I want to take the opportunity to tell you about the man he was before dementia ravaged his brain.
My dad was a salesman, by trade and by nature. He was friendly, affable. Didn't know a stranger. Had a wonderful smile and a wicked sense of humor.
He loved to tell jokes. They weren't very good, and his repertoire was not vast, but he told them with such enthusiasm you could not help but laugh. Even if you'd heard them 100 times.
He was the life of the party. People sought out and greatly enjoyed his company. But while he was very fun, he also had a serious side. He understood when each was appropriate.
When my dad made friends, he kept them. My husband, after getting to know many of our family friends, marveled at how long my dad had maintained cherished, strong relationships with others. And how those people stayed involved in his life.
He grew up in southern California. Attended college and began his career on the East coast. Spent nearly 30 years in the Midwest before moving to Florida after retirement.
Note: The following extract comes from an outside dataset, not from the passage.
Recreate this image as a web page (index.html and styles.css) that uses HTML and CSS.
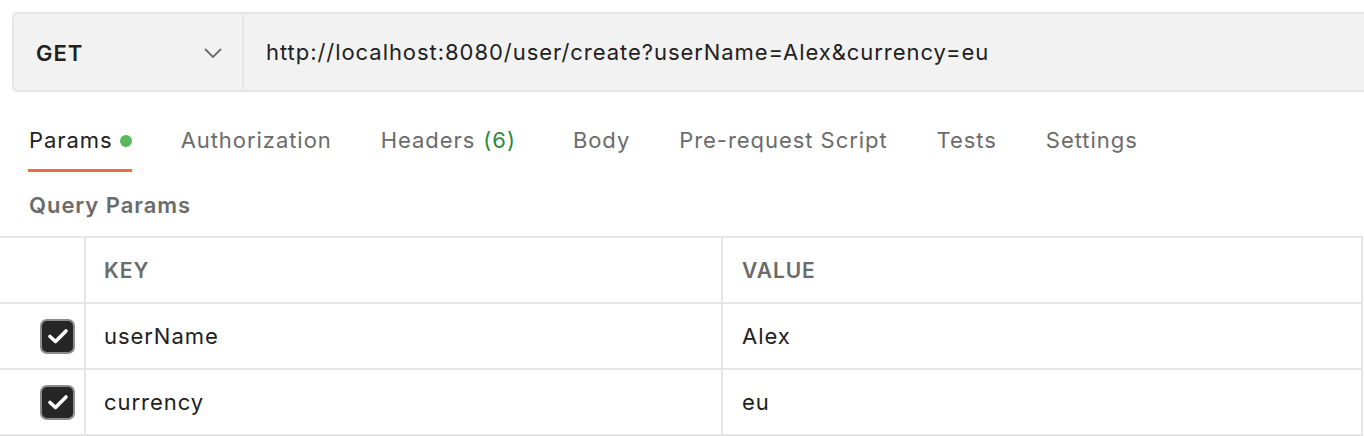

He was a leader; for the one company he worked for during his entire 35 year career; at the churches he attended; and in the communities in which he lived.
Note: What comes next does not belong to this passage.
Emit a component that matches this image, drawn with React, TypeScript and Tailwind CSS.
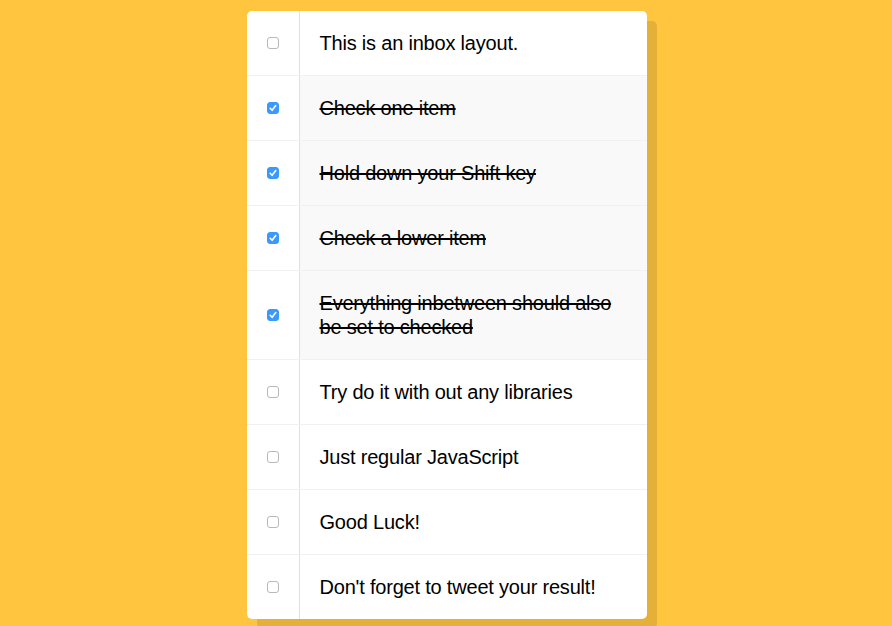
import React, { useState } from "react";

const items = [
  { text: "This is an inbox layout.", checked: false },
  { text: "Check one item", checked: true },
  { text: "Hold down your Shift key", checked: true },
  { text: "Check a lower item", checked: true },
  { text: "Everything inbetween should also be set to checked", checked: true },
  { text: "Try do it with out any libraries", checked: false },
  { text: "Just regular JavaScript", checked: false },
  { text: "Good Luck!", checked: false },
  { text: "Don't forget to tweet your result!", checked: false },
];

export default function App() {
  const [state, setState] = useState(items.map((i) => i.checked));
  return (
    <div className="min-h-screen w-full bg-[#ffc53e] pt-[11px] pb-[50px] pl-[1px]">
      <div className="mx-auto w-[400px] rounded-[5px] bg-white shadow-[10px_10px_0_rgba(0,0,0,0.1)]">
        {items.map((item, i) => (
          <div
            key={i}
            className={`flex items-stretch ${i < items.length - 1 ? "border-b border-[#f1f1f1]" : ""}`}
          >
            <div className="flex w-[52px] shrink-0 items-center justify-center">
              <span className="relative flex h-[12px] w-[12px]">
                <input
                  type="checkbox"
                  checked={state[i]}
                  onChange={() => setState((s) => s.map((v, j) => (j === i ? !v : v)))}
                  className={`m-0 h-[12px] w-[12px] appearance-none rounded-[3px] border ${
                    state[i] ? "border-[#3b99fc] bg-[#3b99fc]" : "border-[#b8b8b8] bg-white"
                  }`}
                />
                {state[i] && (
                  <svg
                    className="pointer-events-none absolute left-0 top-0"
                    width="12"
                    height="12"
                    viewBox="0 0 12 12"
                  >
                    <path d="M3.2 6.3 L5.1 8.3 L8.8 3.6" fill="none" stroke="white" strokeWidth="1.6" strokeLinecap="round" strokeLinejoin="round" />
                  </svg>
                )}
              </span>
            </div>
            <p
              className={`m-0 flex-1 border-l border-[#d1e2ff] p-5 text-[20px] leading-[24px] tracking-[-0.2px] text-black font-['Liberation_Sans',Arial,sans-serif] ${
                state[i] ? "bg-[#f9f9f9] line-through" : ""
              }`}
            >
              {item.text}
            </p>
          </div>
        ))}
      </div>
    </div>
  );
}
My dad always encouraged me to dream big. And to be prepared to work hard to turn those dreams into realities. He taught me to not sit back and wait for things to happen, but to get out there and make them happen.
My dad was honest and trustworthy. Hard working. A man of principle. And of faith. Dedicated to his family.
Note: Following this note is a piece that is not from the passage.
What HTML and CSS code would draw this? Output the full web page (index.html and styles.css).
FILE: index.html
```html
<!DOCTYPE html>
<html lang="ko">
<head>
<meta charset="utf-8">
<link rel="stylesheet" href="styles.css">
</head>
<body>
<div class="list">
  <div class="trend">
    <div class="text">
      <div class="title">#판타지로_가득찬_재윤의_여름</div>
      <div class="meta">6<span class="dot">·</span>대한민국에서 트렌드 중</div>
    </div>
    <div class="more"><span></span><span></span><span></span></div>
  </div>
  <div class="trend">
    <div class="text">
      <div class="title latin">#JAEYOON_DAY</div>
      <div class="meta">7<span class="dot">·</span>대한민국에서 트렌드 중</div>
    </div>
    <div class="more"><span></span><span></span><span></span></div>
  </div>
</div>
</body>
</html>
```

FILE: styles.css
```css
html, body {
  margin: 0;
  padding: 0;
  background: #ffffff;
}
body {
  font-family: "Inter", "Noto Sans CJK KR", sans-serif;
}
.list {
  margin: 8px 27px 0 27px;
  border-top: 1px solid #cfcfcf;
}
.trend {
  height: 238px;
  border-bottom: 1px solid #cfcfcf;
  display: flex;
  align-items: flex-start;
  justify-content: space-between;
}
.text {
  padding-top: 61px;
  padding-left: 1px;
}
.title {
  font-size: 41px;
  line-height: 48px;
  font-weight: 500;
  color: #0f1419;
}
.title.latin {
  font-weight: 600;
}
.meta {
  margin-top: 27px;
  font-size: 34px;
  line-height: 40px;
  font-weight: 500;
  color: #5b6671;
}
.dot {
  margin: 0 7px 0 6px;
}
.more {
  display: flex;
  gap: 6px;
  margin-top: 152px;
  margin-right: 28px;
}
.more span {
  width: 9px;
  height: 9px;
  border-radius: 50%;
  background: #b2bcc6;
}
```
We were very much alike, my dad and me. We understood each other. And could happily spend hours together without saying a word. We didn't need them.
My dad was human. He made mistakes. But he always owned up to them, apologized for them and most of all, learned from them. That is one of the best lessons he taught me about life.
He loved baseball. And golf. Was a voracious reader. A music aficionado. After listening to a few bars of any song from his era or earlier, he could tell you the title, artist and usually the specific musicians playing that particular version. His favorite genre was jazz.
He was an amazing dancer.
Dad had a distinct sense of style. When I was growing up, he was known among my friends for his pants. Including a wild pair from designer Lilly Pulitzer that had raccoons on them. In pastel colors.
At my wedding, people laughed and asked my dad what it felt like to win the Masters.
Speaking of marriage, my dad and mom recently had their 52nd wedding anniversary. They met in high school. Enjoyed some wonderful times together, and endured difficult ones. Through it all, they knew how to laugh. They taught me many important lessons about marriage.
Dad loved my husband like a son and was an amazing grandfather to my daughter, who dubbed him "BaBop."
He was my hero. My role model. My greatest cheerleader. My friend.
The man I'm writing about is no longer with us. That is what dementia does; it steals the essence of the person.
You lose your loved one before you lose them.
And as he slips farther and farther away from us, I find myself clinging helplessly to the man he was before...
This post originally appeared at The Writer Revived. It is part of a series I will be sharing here concerning my family's journey with dementia. My father passed away March 10, 2014.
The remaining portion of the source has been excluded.